For the video-assisted intervention, the patients were read the care level descriptions and then shown a 6-minute video on an office iPad. The video depicted scenes from each of the care levels, including intubation on a mannequin and a ventilated patient (illustrating life-prolonging care), patients receiving medication through peripheral intravenous catheter or wearing a nasal cannula in a medical ward (limited care), and oral medications distributed in a home and a home-based patient wearing a nasal cannula (comfort care).

A team of cardiology, palliative care, geriatric, and critical-care experts reviewed the video at each step of its developmental process (from scripting through completion) "for accuracy and appropriateness," report the researchers.

After watching the video, the participants were given a checklist about advance-care planning, which they were encouraged to discuss with their personal physicians.

At baseline, the preferred goals of care were statistically similar: 37% of the video group and 31% of the verbal group preferred life-prolonging care; 11% vs 14% preferred limited medical care; and 36% vs 37% preferred comfort care.

After the intervention, as mentioned earlier, significantly more of the video-assisted arm chose comfort care and more of the verbal-only arm chose life-prolonging care. In addition, 25% of the video group vs 22% of the verbal group said they would prefer limited care and 2% vs 7%, respectively, said they were uncertain. Neither comparison was significant.

When asked at baseline if they would want CPR attempts, 54% and 56% of each group said yes vs 31% and 59% who said yes postintervention.

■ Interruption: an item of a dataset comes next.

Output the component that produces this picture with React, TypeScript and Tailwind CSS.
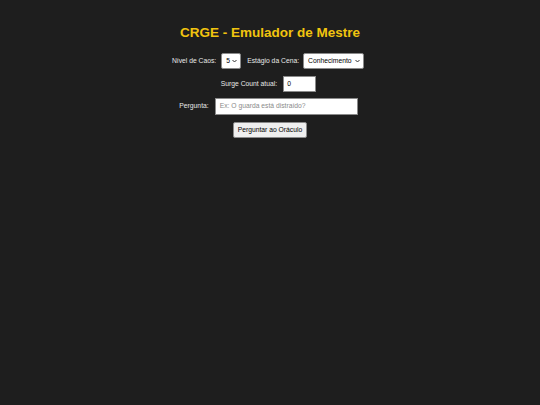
import React from "react";

function Chevron() {
  return (
    <svg width="5" height="4" viewBox="0 0 10 7" className="absolute right-[3px] top-1/2 -translate-y-1/2 pointer-events-none">
      <path d="M1 1.5 L5 5.5 L9 1.5" stroke="#333" strokeWidth="2" fill="none" />
    </svg>
  );
}

export default function App() {
  return (
    <div
      className="min-h-screen w-full bg-[#1e1e1e] text-[#e8e8e8] flex flex-col items-center pt-[24px]"
      style={{ fontFamily: '"Liberation Sans", Arial, sans-serif' }}
    >
      <h1 className="text-[13.5px] font-bold leading-[18px] text-[#f1c40f] m-0">
        CRGE - Emulador de Mestre
      </h1>

      <div className="flex items-center mt-[11px] h-[16px] text-[6.75px] leading-none mr-[4px]">
        <span className="mr-[5px]">Nível de Caos:</span>
        <div className="relative h-[16px] w-[20px] bg-white border border-[#8a8a8a] rounded-[2px] text-black flex items-center pl-[4px] mr-[6px]">
          <span>5</span>
          <Chevron />
        </div>
        <span className="mr-[4px]">Estágio da Cena:</span>
        <div className="relative h-[16px] w-[61px] bg-white border border-[#8a8a8a] rounded-[2px] text-black flex items-center pl-[4px]">
          <span>Conhecimento</span>
          <Chevron />
        </div>
      </div>

      <div className="flex items-center mt-[7px] h-[16px] text-[6.75px] leading-none mr-[3px]">
        <span className="mr-[6px]">Surge Count atual:</span>
        <div className="h-[16px] w-[33px] bg-white border border-[#8a8a8a] text-black flex items-center pl-[3px]">
          0
        </div>
      </div>

      <div className="flex items-center mt-[6px] h-[17px] text-[6.75px] leading-none mr-[3px]">
        <span className="mr-[6px]">Pergunta:</span>
        <div className="h-[17px] w-[143px] bg-white border border-[#8a8a8a] text-[#8a8a8a] flex items-center pl-[4px]">
          Ex: O guarda está distraído?
        </div>
      </div>

      <button className="mt-[7px] h-[16px] px-[4px] bg-[#efefef] border border-[#8a8a8a] rounded-[2px] text-black text-[6.75px] leading-none">
        Perguntar ao Oráculo
      </button>
    </div>
  );
}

In addition, 45% of the video group said yes to intubation at baseline but only 20% said yes postintervention; 41% and 47% of the verbal group said yes at each checkpoint, respectively.

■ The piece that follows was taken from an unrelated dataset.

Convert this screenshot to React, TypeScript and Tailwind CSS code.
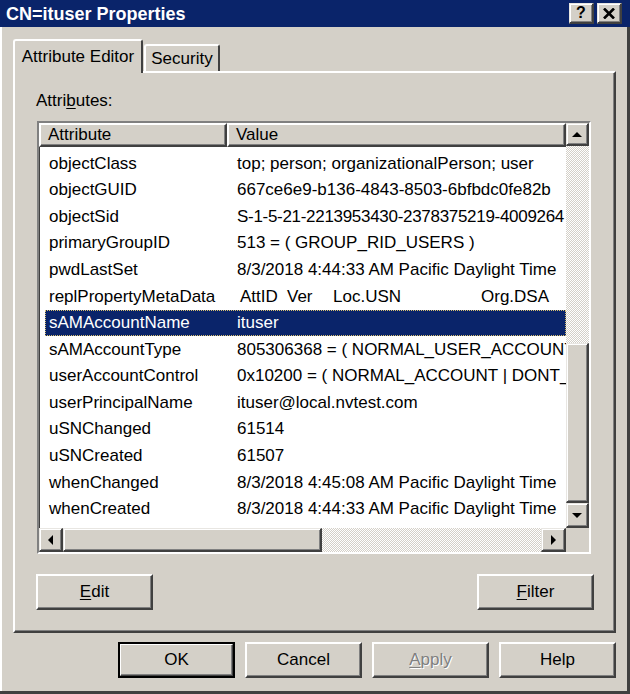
import React from 'react';

const raised =
  'bg-[#d4d0c8] border-t-2 border-l-2 border-t-white border-l-white border-r-2 border-b-2 border-r-[#404040] border-b-[#404040] shadow-[inset_-1px_-1px_0_#808080]';
const raisedThin =
  'bg-[#d4d0c8] border-t border-l border-t-[#e8e6e2] border-l-[#e8e6e2] border-r-2 border-b-2 border-r-[#404040] border-b-[#404040] shadow-[inset_1px_1px_0_#fff,inset_-1px_-1px_0_#808080]';
const dither =
  'bg-[image:repeating-conic-gradient(#d4d0c8_0%_25%,#ffffff_0%_50%)] bg-[length:2px_2px]';

const rows: { name: string; value: React.ReactNode; selected?: boolean }[] = [
  { name: 'objectClass', value: 'top; person; organizationalPerson; user' },
  { name: 'objectGUID', value: '667ce6e9-b136-4843-8503-6bfbdc0fe82b' },
  {
    name: 'objectSid',
    value: <span className="tracking-[-0.3px]">S-1-5-21-2213953430-2378375219-4009264</span>,
  },
  { name: 'primaryGroupID', value: '513 = ( GROUP_RID_USERS )' },
  { name: 'pwdLastSet', value: '8/3/2018 4:44:33 AM Pacific Daylight Time' },
  {
    name: 'replPropertyMetaData',
    value: (
      <span className="flex pl-[3px]">
        <span className="w-[47px]">AttID</span>
        <span className="w-[46px]">Ver</span>
        <span className="w-[148px]">Loc.USN</span>
        <span>Org.DSA</span>
      </span>
    ),
  },
  { name: 'sAMAccountName', value: 'ituser', selected: true },
  { name: 'sAMAccountType', value: '805306368 = ( NORMAL_USER_ACCOUNT )' },
  { name: 'userAccountControl', value: '0x10200 = ( NORMAL_ACCOUNT | DONT_EXPIRE_PASSWD )' },
  { name: 'userPrincipalName', value: 'ituser@local.nvtest.com' },
  { name: 'uSNChanged', value: '61514' },
  { name: 'uSNCreated', value: '61507' },
  { name: 'whenChanged', value: '8/3/2018 4:45:08 AM Pacific Daylight Time' },
  { name: 'whenCreated', value: '8/3/2018 4:44:33 AM Pacific Daylight Time' },
];

function Arrow({ dir }: { dir: 'up' | 'down' | 'left' | 'right' }) {
  const d = {
    up: 'M5 0 L10 5 L0 5 Z',
    down: 'M0 0 L10 0 L5 5 Z',
    left: 'M5 0 L5 10 L0 5 Z',
    right: 'M0 0 L5 5 L0 10 Z',
  }[dir];
  const vertical = dir === 'up' || dir === 'down';
  return (
    <svg width={vertical ? 10 : 5} height={vertical ? 5 : 10} viewBox={vertical ? '0 0 10 5' : '0 0 5 10'}>
      <path d={d} fill="#000" />
    </svg>
  );
}

function Button({ children, isDefault }: { children: React.ReactNode; isDefault?: boolean }) {
  if (isDefault) {
    return (
      <div className="w-[117px] h-[36px] border-2 border-black flex">
        <div className="flex-1 flex items-center justify-center bg-[#d4d0c8] border-t border-l border-white border-r border-b border-r-[#404040] border-b-[#404040] shadow-[inset_-1px_-1px_0_#808080]">
          {children}
        </div>
      </div>
    );
  }
  return <div className={`w-[117px] h-[36px] flex items-center justify-center ${raised}`}>{children}</div>;
}

export default function App() {
  return (
    <div className="w-[630px] h-[694px] bg-[#d4d0c8] flex flex-col overflow-hidden font-['Liberation_Sans',Arial,sans-serif] text-[17px] text-black shadow-[inset_-3px_-3px_0_#404040,inset_2px_0_0_#ffffff]">
      {/* Title bar */}
      <div className="h-[27px] bg-[#0a246a] flex items-center justify-between pl-[6px] pr-[8px] shrink-0">
        <span className="text-white font-bold text-[18px] leading-none">CN=ituser Properties</span>
        <div className="flex gap-[3px]">
          <div className={`w-[25px] h-[21px] flex items-center justify-center ${raisedThin}`}>
            <span className="font-bold text-[16px] leading-none">?</span>
          </div>
          <div className={`w-[25px] h-[21px] flex items-center justify-center ${raisedThin}`}>
            <svg width="12" height="11" viewBox="0 0 12 11">
              <path d="M1 0.5 L11 10.5 M11 0.5 L1 10.5" stroke="#000" strokeWidth="2.6" />
            </svg>
          </div>
        </div>
      </div>

      {/* Tabs */}
      <div className="ml-[13px] mt-[12px] flex items-end">
        <div className="relative z-10 -mb-[2px] w-[130px] h-[34px] bg-[#d4d0c8] border-t-2 border-l-2 border-white border-r-2 border-r-[#404040] rounded-t-[3px] flex items-center justify-center">
          Attribute Editor
        </div>
        <div className="ml-[1px] w-[76px] h-[27px] border-t-2 border-l-2 border-white border-r-2 border-r-[#404040] rounded-t-[3px] flex items-center justify-center">
          Security
        </div>
      </div>

      {/* Tab panel */}
      <div className="ml-[13px] w-[603px] h-[562px] shrink-0 flex flex-col border-t-2 border-l-2 border-white border-r-2 border-b-2 border-r-[#404040] border-b-[#404040] shadow-[inset_-1px_-1px_0_#808080]">
        <div className="pl-[21px] mt-[18px] leading-[20px]">
          Attri<span className="underline underline-offset-2">b</span>utes:
        </div>

        {/* List view */}
        <div className="ml-[22px] mt-[10px] w-[554px] h-[433px] flex bg-white border-t-2 border-l-2 border-[#808080] border-r-2 border-b-2 border-r-white border-b-white shadow-[inset_1px_1px_0_#404040]">
          <div className="w-[527px] flex flex-col">
            <div className="h-[405px] flex flex-col overflow-hidden">
              <div className="h-[24px] flex shrink-0">
                <div className={`w-[188px] flex items-center pl-[7px] ${raised}`}>Attribute</div>
                <div className={`flex-1 flex items-center pl-[7px] ${raised}`}>Value</div>
              </div>
              <div className="pt-[3px]">
                {rows.map(r => (
                  <div
                    key={r.name}
                    className={`ml-[6px] h-[26.6px] flex items-center ${
                      r.selected
                        ? 'bg-[#0a246a] text-white outline-1 outline-dotted outline-[#d8c070] -outline-offset-1'
                        : ''
                    }`}
                  >
                    <div className="w-[182px] pl-[4px] whitespace-nowrap">{r.name}</div>
                    <div className="flex-1 min-w-0 pl-[10px] whitespace-nowrap overflow-hidden">{r.value}</div>
                  </div>
                ))}
              </div>
            </div>
            {/* Horizontal scrollbar */}
            <div className="h-[24px] flex">
              <div className={`w-[24px] flex items-center justify-center ${raisedThin}`}>
                <Arrow dir="left" />
              </div>
              <div className={`w-[259px] ${raisedThin}`} />
              <div className={`w-[219px] ${dither}`} />
              <div className={`w-[25px] flex items-center justify-center ${raisedThin}`}>
                <Arrow dir="right" />
              </div>
            </div>
          </div>
          {/* Vertical scrollbar */}
          <div className="w-[23px] flex flex-col">
            <div className={`h-[23px] flex items-center justify-center ${raisedThin}`}>
              <Arrow dir="up" />
            </div>
            <div className={`h-[197px] ${dither}`} />
            <div className={`h-[160px] ${raisedThin}`} />
            <div className={`h-[25px] flex items-center justify-center ${raisedThin}`}>
              <Arrow dir="down" />
            </div>
            <div className="h-[24px] bg-[#d4d0c8]" />
          </div>
        </div>

        <div className="mt-[20px] pl-[21px] pr-[20px] flex justify-between">
          <Button>
            <span>
              <span className="underline underline-offset-2">E</span>dit
            </span>
          </Button>
          <Button>
            <span>
              <span className="underline underline-offset-2">F</span>ilter
            </span>
          </Button>
        </div>
      </div>

      {/* Dialog buttons */}
      <div className="mt-[9px] pr-[14px] flex justify-end gap-[10px]">
        <Button isDefault>OK</Button>
        <Button>Cancel</Button>
        <Button>
          <span className="text-[#808080] [text-shadow:1px_1px_0_#ffffff]">
            <span className="underline underline-offset-2">A</span>pply
          </span>
        </Button>
        <Button>Help</Button>
      </div>
    </div>
  );
}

Finally, 40% of the video group vs 6% of the verbal group reported at 1-month follow-up that they had had conversations with their healthcare providers about their goals-of-care preferences. At the 3-month follow-up, the numbers were 61% vs 15%, respectively.

Standardized, Cost-Effective Tool

"Video decision-support tools provide a standardized and cost-effective means to address the immediate communication needs of our healthcare system and to ensure that patients receive care that reflects their well-informed wishes," write the investigators.

El-Jawahri added that the takeaway is that patients who watched the video "were more informed and more knowledgeable about their options, which in turn caused them to make different decisions about what they wanted.

"The message is that this type of tool is a way to augment conversations," she said. "It's a way to empower patients to bring up these issues and to discuss them honestly with their physicians."

The video used in this study is available to view on Circulation's website. El-Jawahri said that although the video was created specifically for this study and that it needs to be further evaluated, clinicians can contact her team directly about using it in further research or even in their practice to open up conversations.

The study was funded by a grant from the National Heart, Lung, and Blood Institute. El-Jawahri reported no relevant financial relationships. Disclosures for the other study authors are listed in the article.